▸ **Exercise description**
Restate the material word for word and leave out anything that is a picture.

▸ **Dataset extract**
==============================

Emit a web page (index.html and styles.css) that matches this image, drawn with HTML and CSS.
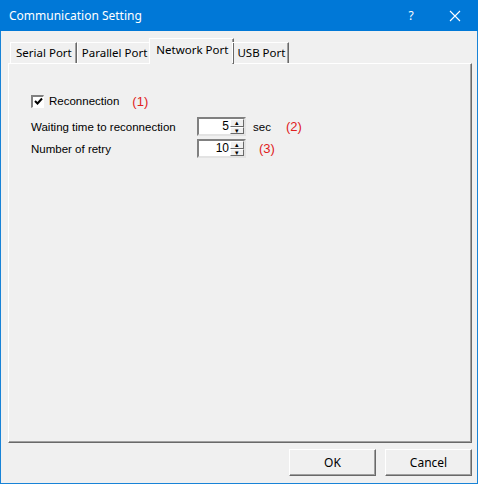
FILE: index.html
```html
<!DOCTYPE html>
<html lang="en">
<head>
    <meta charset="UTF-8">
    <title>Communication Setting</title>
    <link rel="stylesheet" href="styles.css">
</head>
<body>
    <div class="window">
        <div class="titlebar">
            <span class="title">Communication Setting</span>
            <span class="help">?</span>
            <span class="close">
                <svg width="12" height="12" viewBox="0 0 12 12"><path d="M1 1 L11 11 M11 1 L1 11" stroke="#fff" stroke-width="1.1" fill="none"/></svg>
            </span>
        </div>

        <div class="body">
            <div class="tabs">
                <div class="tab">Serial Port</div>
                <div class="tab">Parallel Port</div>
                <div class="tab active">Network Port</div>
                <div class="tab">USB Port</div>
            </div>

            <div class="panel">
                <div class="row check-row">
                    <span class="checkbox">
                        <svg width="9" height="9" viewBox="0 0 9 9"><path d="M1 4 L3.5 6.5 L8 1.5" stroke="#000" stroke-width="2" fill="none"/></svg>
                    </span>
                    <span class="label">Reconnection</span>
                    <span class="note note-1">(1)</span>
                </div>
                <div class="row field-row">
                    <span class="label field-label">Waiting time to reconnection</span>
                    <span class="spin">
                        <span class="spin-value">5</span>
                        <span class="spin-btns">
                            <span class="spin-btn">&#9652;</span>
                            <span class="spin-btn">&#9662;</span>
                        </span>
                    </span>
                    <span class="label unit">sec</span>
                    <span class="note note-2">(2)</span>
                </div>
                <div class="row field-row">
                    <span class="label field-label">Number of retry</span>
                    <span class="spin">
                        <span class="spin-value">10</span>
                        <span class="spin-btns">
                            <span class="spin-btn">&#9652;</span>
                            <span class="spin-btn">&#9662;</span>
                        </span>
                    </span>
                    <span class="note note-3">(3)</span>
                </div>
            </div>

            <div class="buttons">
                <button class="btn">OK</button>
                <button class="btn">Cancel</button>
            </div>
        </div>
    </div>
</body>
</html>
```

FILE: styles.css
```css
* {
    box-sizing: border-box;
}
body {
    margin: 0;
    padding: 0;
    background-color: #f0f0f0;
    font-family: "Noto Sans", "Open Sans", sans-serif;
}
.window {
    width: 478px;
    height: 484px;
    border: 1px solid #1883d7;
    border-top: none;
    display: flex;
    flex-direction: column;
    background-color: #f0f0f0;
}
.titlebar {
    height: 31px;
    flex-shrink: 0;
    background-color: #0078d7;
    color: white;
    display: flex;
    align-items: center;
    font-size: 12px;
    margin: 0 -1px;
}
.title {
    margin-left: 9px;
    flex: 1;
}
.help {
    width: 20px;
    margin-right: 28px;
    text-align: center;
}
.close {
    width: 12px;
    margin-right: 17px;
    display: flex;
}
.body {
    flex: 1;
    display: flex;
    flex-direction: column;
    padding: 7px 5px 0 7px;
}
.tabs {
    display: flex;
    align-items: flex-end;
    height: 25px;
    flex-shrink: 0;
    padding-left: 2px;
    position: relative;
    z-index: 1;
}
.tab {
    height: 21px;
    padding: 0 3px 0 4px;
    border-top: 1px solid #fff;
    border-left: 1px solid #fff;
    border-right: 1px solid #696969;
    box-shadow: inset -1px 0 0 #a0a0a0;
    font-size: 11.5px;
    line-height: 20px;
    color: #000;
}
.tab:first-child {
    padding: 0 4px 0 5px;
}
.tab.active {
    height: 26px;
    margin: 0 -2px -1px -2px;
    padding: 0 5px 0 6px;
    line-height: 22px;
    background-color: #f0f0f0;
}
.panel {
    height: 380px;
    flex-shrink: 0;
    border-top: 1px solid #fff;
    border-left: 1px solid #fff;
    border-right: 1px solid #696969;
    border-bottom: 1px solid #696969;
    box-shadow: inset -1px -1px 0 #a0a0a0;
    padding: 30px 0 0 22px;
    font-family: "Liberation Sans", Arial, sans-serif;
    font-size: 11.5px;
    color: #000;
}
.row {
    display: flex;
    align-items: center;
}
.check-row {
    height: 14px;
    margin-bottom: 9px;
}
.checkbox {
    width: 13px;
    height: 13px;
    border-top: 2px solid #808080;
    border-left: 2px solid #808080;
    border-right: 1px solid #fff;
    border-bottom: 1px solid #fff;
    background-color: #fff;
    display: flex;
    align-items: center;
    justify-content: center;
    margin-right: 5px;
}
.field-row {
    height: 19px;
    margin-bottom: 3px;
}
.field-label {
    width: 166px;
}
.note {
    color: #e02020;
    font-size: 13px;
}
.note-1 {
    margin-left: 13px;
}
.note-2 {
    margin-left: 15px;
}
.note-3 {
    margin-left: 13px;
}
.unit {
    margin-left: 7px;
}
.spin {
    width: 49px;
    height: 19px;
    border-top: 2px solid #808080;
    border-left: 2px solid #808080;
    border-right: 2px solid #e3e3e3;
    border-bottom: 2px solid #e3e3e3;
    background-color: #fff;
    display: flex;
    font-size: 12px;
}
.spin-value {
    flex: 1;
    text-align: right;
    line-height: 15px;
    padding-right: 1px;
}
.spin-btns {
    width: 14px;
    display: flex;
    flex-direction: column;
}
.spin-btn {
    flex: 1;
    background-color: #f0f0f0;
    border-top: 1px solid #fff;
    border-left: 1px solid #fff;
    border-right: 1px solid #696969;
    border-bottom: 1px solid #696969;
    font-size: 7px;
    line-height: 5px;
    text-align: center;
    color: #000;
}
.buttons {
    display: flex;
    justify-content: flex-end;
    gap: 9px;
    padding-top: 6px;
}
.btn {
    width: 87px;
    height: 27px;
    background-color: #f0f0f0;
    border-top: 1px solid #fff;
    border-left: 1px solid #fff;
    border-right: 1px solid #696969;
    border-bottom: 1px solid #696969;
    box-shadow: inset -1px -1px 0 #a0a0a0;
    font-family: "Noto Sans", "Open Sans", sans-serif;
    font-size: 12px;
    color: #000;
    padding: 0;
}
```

==============================

▸ **Solution to the problem**
Emit a web page (index.html and styles.css) that matches this image, drawn with HTML and CSS.
FILE: index.html
```html
<!DOCTYPE html>
<html lang="en">
<head>
    <meta charset="UTF-8">
    <title>Communication Setting</title>
    <link rel="stylesheet" href="styles.css">
</head>
<body>
    <div class="window">
        <div class="titlebar">
            <span class="title">Communication Setting</span>
            <span class="help">?</span>
            <span class="close">
                <svg width="12" height="12" viewBox="0 0 12 12"><path d="M1 1 L11 11 M11 1 L1 11" stroke="#fff" stroke-width="1.1" fill="none"/></svg>
            </span>
        </div>

        <div class="body">
            <div class="tabs">
                <div class="tab">Serial Port</div>
                <div class="tab">Parallel Port</div>
                <div class="tab active">Network Port</div>
                <div class="tab">USB Port</div>
            </div>

            <div class="panel">
                <div class="row check-row">
                    <span class="checkbox">
                        <svg width="9" height="9" viewBox="0 0 9 9"><path d="M1 4 L3.5 6.5 L8 1.5" stroke="#000" stroke-width="2" fill="none"/></svg>
                    </span>
                    <span class="label">Reconnection</span>
                    <span class="note note-1">(1)</span>
                </div>
                <div class="row field-row">
                    <span class="label field-label">Waiting time to reconnection</span>
                    <span class="spin">
                        <span class="spin-value">5</span>
                        <span class="spin-btns">
                            <span class="spin-btn">&#9652;</span>
                            <span class="spin-btn">&#9662;</span>
                        </span>
                    </span>
                    <span class="label unit">sec</span>
                    <span class="note note-2">(2)</span>
                </div>
                <div class="row field-row">
                    <span class="label field-label">Number of retry</span>
                    <span class="spin">
                        <span class="spin-value">10</span>
                        <span class="spin-btns">
                            <span class="spin-btn">&#9652;</span>
                            <span class="spin-btn">&#9662;</span>
                        </span>
                    </span>
                    <span class="note note-3">(3)</span>
                </div>
            </div>

            <div class="buttons">
                <button class="btn">OK</button>
                <button class="btn">Cancel</button>
            </div>
        </div>
    </div>
</body>
</html>
```

FILE: styles.css
```css
* {
    box-sizing: border-box;
}
body {
    margin: 0;
    padding: 0;
    background-color: #f0f0f0;
    font-family: "Noto Sans", "Open Sans", sans-serif;
}
.window {
    width: 478px;
    height: 484px;
    border: 1px solid #1883d7;
    border-top: none;
    display: flex;
    flex-direction: column;
    background-color: #f0f0f0;
}
.titlebar {
    height: 31px;
    flex-shrink: 0;
    background-color: #0078d7;
    color: white;
    display: flex;
    align-items: center;
    font-size: 12px;
    margin: 0 -1px;
}
.title {
    margin-left: 9px;
    flex: 1;
}
.help {
    width: 20px;
    margin-right: 28px;
    text-align: center;
}
.close {
    width: 12px;
    margin-right: 17px;
    display: flex;
}
.body {
    flex: 1;
    display: flex;
    flex-direction: column;
    padding: 7px 5px 0 7px;
}
.tabs {
    display: flex;
    align-items: flex-end;
    height: 25px;
    flex-shrink: 0;
    padding-left: 2px;
    position: relative;
    z-index: 1;
}
.tab {
    height: 21px;
    padding: 0 3px 0 4px;
    border-top: 1px solid #fff;
    border-left: 1px solid #fff;
    border-right: 1px solid #696969;
    box-shadow: inset -1px 0 0 #a0a0a0;
    font-size: 11.5px;
    line-height: 20px;
    color: #000;
}
.tab:first-child {
    padding: 0 4px 0 5px;
}
.tab.active {
    height: 26px;
    margin: 0 -2px -1px -2px;
    padding: 0 5px 0 6px;
    line-height: 22px;
    background-color: #f0f0f0;
}
.panel {
    height: 380px;
    flex-shrink: 0;
    border-top: 1px solid #fff;
    border-left: 1px solid #fff;
    border-right: 1px solid #696969;
    border-bottom: 1px solid #696969;
    box-shadow: inset -1px -1px 0 #a0a0a0;
    padding: 30px 0 0 22px;
    font-family: "Liberation Sans", Arial, sans-serif;
    font-size: 11.5px;
    color: #000;
}
.row {
    display: flex;
    align-items: center;
}
.check-row {
    height: 14px;
    margin-bottom: 9px;
}
.checkbox {
    width: 13px;
    height: 13px;
    border-top: 2px solid #808080;
    border-left: 2px solid #808080;
    border-right: 1px solid #fff;
    border-bottom: 1px solid #fff;
    background-color: #fff;
    display: flex;
    align-items: center;
    justify-content: center;
    margin-right: 5px;
}
.field-row {
    height: 19px;
    margin-bottom: 3px;
}
.field-label {
    width: 166px;
}
.note {
    color: #e02020;
    font-size: 13px;
}
.note-1 {
    margin-left: 13px;
}
.note-2 {
    margin-left: 15px;
}
.note-3 {
    margin-left: 13px;
}
.unit {
    margin-left: 7px;
}
.spin {
    width: 49px;
    height: 19px;
    border-top: 2px solid #808080;
    border-left: 2px solid #808080;
    border-right: 2px solid #e3e3e3;
    border-bottom: 2px solid #e3e3e3;
    background-color: #fff;
    display: flex;
    font-size: 12px;
}
.spin-value {
    flex: 1;
    text-align: right;
    line-height: 15px;
    padding-right: 1px;
}
.spin-btns {
    width: 14px;
    display: flex;
    flex-direction: column;
}
.spin-btn {
    flex: 1;
    background-color: #f0f0f0;
    border-top: 1px solid #fff;
    border-left: 1px solid #fff;
    border-right: 1px solid #696969;
    border-bottom: 1px solid #696969;
    font-size: 7px;
    line-height: 5px;
    text-align: center;
    color: #000;
}
.buttons {
    display: flex;
    justify-content: flex-end;
    gap: 9px;
    padding-top: 6px;
}
.btn {
    width: 87px;
    height: 27px;
    background-color: #f0f0f0;
    border-top: 1px solid #fff;
    border-left: 1px solid #fff;
    border-right: 1px solid #696969;
    border-bottom: 1px solid #696969;
    box-shadow: inset -1px -1px 0 #a0a0a0;
    font-family: "Noto Sans", "Open Sans", sans-serif;
    font-size: 12px;
    color: #000;
    padding: 0;
}
```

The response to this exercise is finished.